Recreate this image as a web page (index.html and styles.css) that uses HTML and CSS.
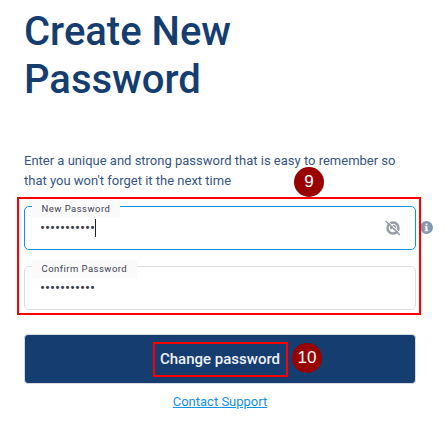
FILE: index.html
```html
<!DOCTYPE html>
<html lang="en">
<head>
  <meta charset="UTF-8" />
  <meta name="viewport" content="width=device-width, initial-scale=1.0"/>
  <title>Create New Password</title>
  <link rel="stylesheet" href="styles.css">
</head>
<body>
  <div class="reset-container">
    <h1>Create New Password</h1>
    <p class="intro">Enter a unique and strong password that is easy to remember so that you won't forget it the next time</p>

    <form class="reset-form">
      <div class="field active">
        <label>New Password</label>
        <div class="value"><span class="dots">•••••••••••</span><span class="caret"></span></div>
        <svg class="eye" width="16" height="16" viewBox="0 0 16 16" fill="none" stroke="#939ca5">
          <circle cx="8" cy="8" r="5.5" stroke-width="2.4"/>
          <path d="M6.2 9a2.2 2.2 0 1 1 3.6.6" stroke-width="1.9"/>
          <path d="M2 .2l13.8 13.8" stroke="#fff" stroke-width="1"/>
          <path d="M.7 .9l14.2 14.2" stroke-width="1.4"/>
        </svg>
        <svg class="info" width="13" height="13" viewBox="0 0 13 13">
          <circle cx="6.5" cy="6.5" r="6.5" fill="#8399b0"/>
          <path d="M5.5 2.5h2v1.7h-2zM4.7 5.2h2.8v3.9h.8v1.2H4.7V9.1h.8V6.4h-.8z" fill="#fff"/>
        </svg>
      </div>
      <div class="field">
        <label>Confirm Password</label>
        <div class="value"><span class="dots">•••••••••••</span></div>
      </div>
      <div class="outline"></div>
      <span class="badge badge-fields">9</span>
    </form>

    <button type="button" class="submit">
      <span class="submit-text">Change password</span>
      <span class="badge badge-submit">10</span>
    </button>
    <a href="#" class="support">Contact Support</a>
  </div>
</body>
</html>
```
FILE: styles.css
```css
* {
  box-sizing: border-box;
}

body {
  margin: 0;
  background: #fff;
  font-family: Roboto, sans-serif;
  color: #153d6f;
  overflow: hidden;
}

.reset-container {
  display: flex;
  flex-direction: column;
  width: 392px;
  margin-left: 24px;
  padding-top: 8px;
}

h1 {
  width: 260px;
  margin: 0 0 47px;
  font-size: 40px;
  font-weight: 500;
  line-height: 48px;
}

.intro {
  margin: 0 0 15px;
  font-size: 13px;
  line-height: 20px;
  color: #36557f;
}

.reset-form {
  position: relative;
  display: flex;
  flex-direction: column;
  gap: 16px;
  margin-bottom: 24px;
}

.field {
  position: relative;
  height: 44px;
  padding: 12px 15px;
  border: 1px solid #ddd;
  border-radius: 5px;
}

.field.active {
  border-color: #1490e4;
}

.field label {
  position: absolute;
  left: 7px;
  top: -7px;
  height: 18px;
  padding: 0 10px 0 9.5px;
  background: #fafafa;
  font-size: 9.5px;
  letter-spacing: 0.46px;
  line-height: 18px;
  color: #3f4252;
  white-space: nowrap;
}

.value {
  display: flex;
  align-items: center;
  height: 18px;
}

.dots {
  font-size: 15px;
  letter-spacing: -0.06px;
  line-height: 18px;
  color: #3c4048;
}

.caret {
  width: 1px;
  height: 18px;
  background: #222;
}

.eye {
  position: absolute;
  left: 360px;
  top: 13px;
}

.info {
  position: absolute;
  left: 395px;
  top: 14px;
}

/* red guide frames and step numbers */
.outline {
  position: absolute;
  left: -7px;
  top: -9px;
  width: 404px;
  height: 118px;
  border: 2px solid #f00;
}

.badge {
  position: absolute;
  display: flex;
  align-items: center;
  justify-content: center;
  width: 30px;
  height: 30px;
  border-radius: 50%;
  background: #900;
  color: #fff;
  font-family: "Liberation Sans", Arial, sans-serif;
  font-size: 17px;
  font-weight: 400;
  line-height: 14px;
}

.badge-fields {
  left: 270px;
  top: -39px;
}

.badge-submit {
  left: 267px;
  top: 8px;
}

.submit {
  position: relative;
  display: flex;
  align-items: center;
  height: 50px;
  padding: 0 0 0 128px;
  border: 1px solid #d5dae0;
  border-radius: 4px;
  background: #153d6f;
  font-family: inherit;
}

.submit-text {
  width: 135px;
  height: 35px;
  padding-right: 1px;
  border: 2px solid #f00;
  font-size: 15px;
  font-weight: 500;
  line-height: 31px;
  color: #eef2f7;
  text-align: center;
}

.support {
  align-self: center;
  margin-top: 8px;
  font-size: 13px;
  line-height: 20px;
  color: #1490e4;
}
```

====================

Omit every picture, then reproduce the rest of the listing exactly.

Recreate this image as a web page (index.html and styles.css) that uses HTML and CSS.
FILE: index.html
```html
<!DOCTYPE html>
<html lang="en">
<head>
  <meta charset="UTF-8" />
  <meta name="viewport" content="width=device-width, initial-scale=1.0"/>
  <title>Create New Password</title>
  <link rel="stylesheet" href="styles.css">
</head>
<body>
  <div class="reset-container">
    <h1>Create New Password</h1>
    <p class="intro">Enter a unique and strong password that is easy to remember so that you won't forget it the next time</p>

    <form class="reset-form">
      <div class="field active">
        <label>New Password</label>
        <div class="value"><span class="dots">•••••••••••</span><span class="caret"></span></div>
        <svg class="eye" width="16" height="16" viewBox="0 0 16 16" fill="none" stroke="#939ca5">
          <circle cx="8" cy="8" r="5.5" stroke-width="2.4"/>
          <path d="M6.2 9a2.2 2.2 0 1 1 3.6.6" stroke-width="1.9"/>
          <path d="M2 .2l13.8 13.8" stroke="#fff" stroke-width="1"/>
          <path d="M.7 .9l14.2 14.2" stroke-width="1.4"/>
        </svg>
        <svg class="info" width="13" height="13" viewBox="0 0 13 13">
          <circle cx="6.5" cy="6.5" r="6.5" fill="#8399b0"/>
          <path d="M5.5 2.5h2v1.7h-2zM4.7 5.2h2.8v3.9h.8v1.2H4.7V9.1h.8V6.4h-.8z" fill="#fff"/>
        </svg>
      </div>
      <div class="field">
        <label>Confirm Password</label>
        <div class="value"><span class="dots">•••••••••••</span></div>
      </div>
      <div class="outline"></div>
      <span class="badge badge-fields">9</span>
    </form>

    <button type="button" class="submit">
      <span class="submit-text">Change password</span>
      <span class="badge badge-submit">10</span>
    </button>
    <a href="#" class="support">Contact Support</a>
  </div>
</body>
</html>
```
FILE: styles.css
```css
* {
  box-sizing: border-box;
}

body {
  margin: 0;
  background: #fff;
  font-family: Roboto, sans-serif;
  color: #153d6f;
  overflow: hidden;
}

.reset-container {
  display: flex;
  flex-direction: column;
  width: 392px;
  margin-left: 24px;
  padding-top: 8px;
}

h1 {
  width: 260px;
  margin: 0 0 47px;
  font-size: 40px;
  font-weight: 500;
  line-height: 48px;
}

.intro {
  margin: 0 0 15px;
  font-size: 13px;
  line-height: 20px;
  color: #36557f;
}

.reset-form {
  position: relative;
  display: flex;
  flex-direction: column;
  gap: 16px;
  margin-bottom: 24px;
}

.field {
  position: relative;
  height: 44px;
  padding: 12px 15px;
  border: 1px solid #ddd;
  border-radius: 5px;
}

.field.active {
  border-color: #1490e4;
}

.field label {
  position: absolute;
  left: 7px;
  top: -7px;
  height: 18px;
  padding: 0 10px 0 9.5px;
  background: #fafafa;
  font-size: 9.5px;
  letter-spacing: 0.46px;
  line-height: 18px;
  color: #3f4252;
  white-space: nowrap;
}

.value {
  display: flex;
  align-items: center;
  height: 18px;
}

.dots {
  font-size: 15px;
  letter-spacing: -0.06px;
  line-height: 18px;
  color: #3c4048;
}

.caret {
  width: 1px;
  height: 18px;
  background: #222;
}

.eye {
  position: absolute;
  left: 360px;
  top: 13px;
}

.info {
  position: absolute;
  left: 395px;
  top: 14px;
}

/* red guide frames and step numbers */
.outline {
  position: absolute;
  left: -7px;
  top: -9px;
  width: 404px;
  height: 118px;
  border: 2px solid #f00;
}

.badge {
  position: absolute;
  display: flex;
  align-items: center;
  justify-content: center;
  width: 30px;
  height: 30px;
  border-radius: 50%;
  background: #900;
  color: #fff;
  font-family: "Liberation Sans", Arial, sans-serif;
  font-size: 17px;
  font-weight: 400;
  line-height: 14px;
}

.badge-fields {
  left: 270px;
  top: -39px;
}

.badge-submit {
  left: 267px;
  top: 8px;
}

.submit {
  position: relative;
  display: flex;
  align-items: center;
  height: 50px;
  padding: 0 0 0 128px;
  border: 1px solid #d5dae0;
  border-radius: 4px;
  background: #153d6f;
  font-family: inherit;
}

.submit-text {
  width: 135px;
  height: 35px;
  padding-right: 1px;
  border: 2px solid #f00;
  font-size: 15px;
  font-weight: 500;
  line-height: 31px;
  color: #eef2f7;
  text-align: center;
}

.support {
  align-self: center;
  margin-top: 8px;
  font-size: 13px;
  line-height: 20px;
  color: #1490e4;
}
```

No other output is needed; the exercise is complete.